Alguien a mi vera me cuenta que no es capaz de sostenerle la mirada a
la Salud. Normal. Hay algo entre egipcio y atávico en la simetría
de su rostro, una especie de tirón mistérico alimentado por la
puesta en escena que nos tiene a todos apiñados en una marabunta. De
allí no nos despegan ni con agua caliente, entregados a la dulce
tortura de dejar el cuerpo en volandas y arrastrar por la marea de
calle Nueva, que se derrama eterna y sin embargo pasa en un suspiro.
La mecida del palio me lleva una y otra vez a la Esperanza -amores
que le afloran a uno-, y es que tiene un vaivén como de barco. Qué
cofradía más disfrutona tienes, Salud, que no entiende de prisas,
que se regocija en cada marcha como si fuera la última, que entiende
cada esquina como una oportunidad de salvación. El rostrillo,
faraónico, ampuloso y deliciosamente exagerado, blanco como el raso
del Líbano, ribeteado de tiras bordadas, cruzado en el pecho como
una turgente paloma, te dibuja unas facciones bronceadas que resultan
nuevas. Momento este muy bueno para encomendarse a todos los Santos,
Virgencita, y que te quedes como estás; no vaya a ser que cuando
regreses de Gines haya quien no te conozca...
Estos pensamientos
aciagos me servirán para recapitular la mañana. Embriagados por
creernos las verdades a medias o empecinados a toda costa en
representar lo que nos marca el guión, allí que nos plantamos en
calle Parras sin darnos por enterados de lo que estaba por venir.
Incluso ya con los tronos en la calle, a la deriva por esas calles
sin nazarenos -misterios incomprensibles de la comodidad-, en Parras
y en Guerrero, y ya arreciando una llovizna de partículas diminutas,
como gallega, insistente, seguíamos disimulando. Qué bonito color
melocotón achampanado para las rosas del Amparo, qué graciosos
arbotantes le dibujó Jesús hace más de veinte años... Y venga a
disimular, como si el agua no fuera con nosotros. La Pollinica
avanzando, y con Lágrimas por Especerías y Nueva, goterones.

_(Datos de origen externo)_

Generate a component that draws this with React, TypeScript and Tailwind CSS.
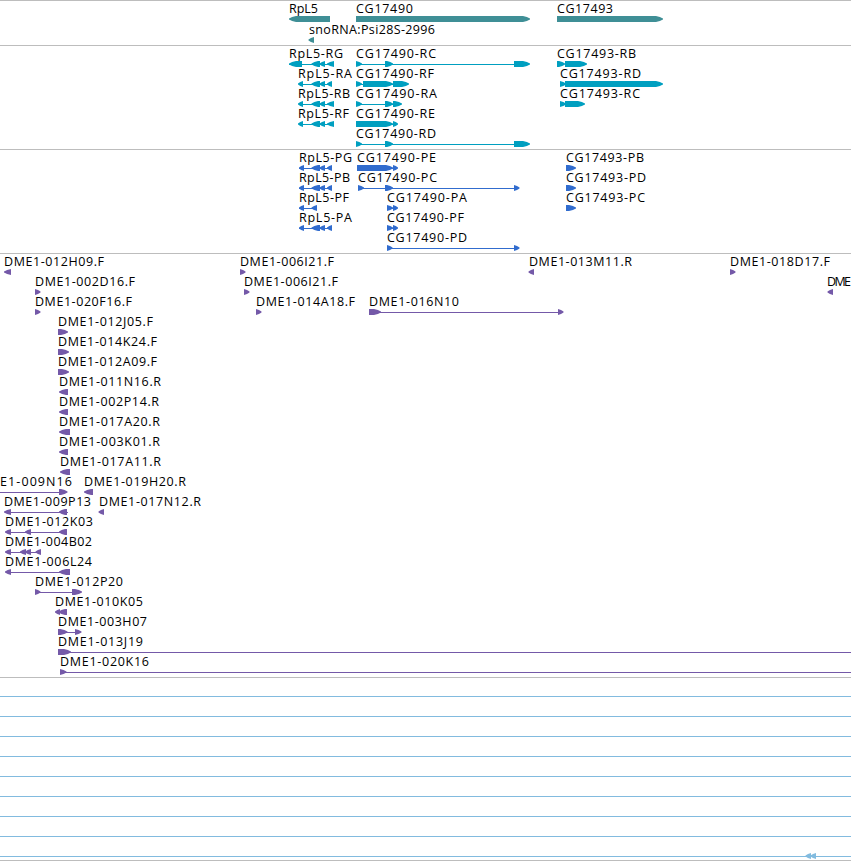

Nazarenos empapados, algarabía desordenada de plásticos, enseres
refugiados en Casa Mira, y el cucurucho de helado de mentira de la
cornisa riéndose en nuestra cara de bobalicones. Un capataz con
rictus de saetero -el entrecejo bien fruncido- nos ruega a cada dos
pasos que nos echemos a los lados, en una calle sin aceras, y las
hombreras de las chaquetas se nos enguachirnan mientras recibimos
algún paraguazo bien merecido. Pero la coreografía se mantiene,
orgullosa.
En la tarde nos
deslumbra la Humildad con una estudiada conquista del centro
histórico. El Señor, de morado, viene en la mejor de las compañías,
esos sones que nuestros ediles encuentran molestos el resto del año,
ese magnífico ruído por el que se tanto se briega, el
bendito ruído, el mejor de los ruídos si me apuran, de las cornetas
y tambores de la Esperanza. Con qué dulzura de ahijado cariñoso le
echa el brazo San Juan Evangelista a la Merced: qué confortación
hay en esos dedos posados, antagonista de aquellos otros de Judas a
las espaldas del Capuchinero. Luego el tiempo se nos va en esa
búsqueda insaciable de los lugares amables de nuestro Domingo de
Ramos: el Dulce Nombre llegando a la Catedral, Salutación
recordándonos sus orígenes por la puerta de San Juan -vaya retrato
más chico del Señor lleva la Verónica...-, el Prendimiento por
Ollerías con una guardia pretoriana de mantillas y el Huerto por
Calderería. Es Domingo de Ramos, y somos culillos de mal asiento;
adelantamos nazarenos por los costados y seguimos a la carrera
persiguiendo enclaves: la Humildad en Echegaray, la Merced en la
torcida curva de Granada -cada vez con más talento-, Salutación
acunado bajo la torre de Santiago, y Prendimiento en la mítica
subida de Dos Aceras, mucho más medida y con el agradable viaje a la
niñez que me supone “Nuestro Padre Jesús”. Y a correr
otra vez, que intuyo que este año la Salud nos conquistará de
nuevo, desde Strachan hasta Cisneros. La Salud convertida en sol.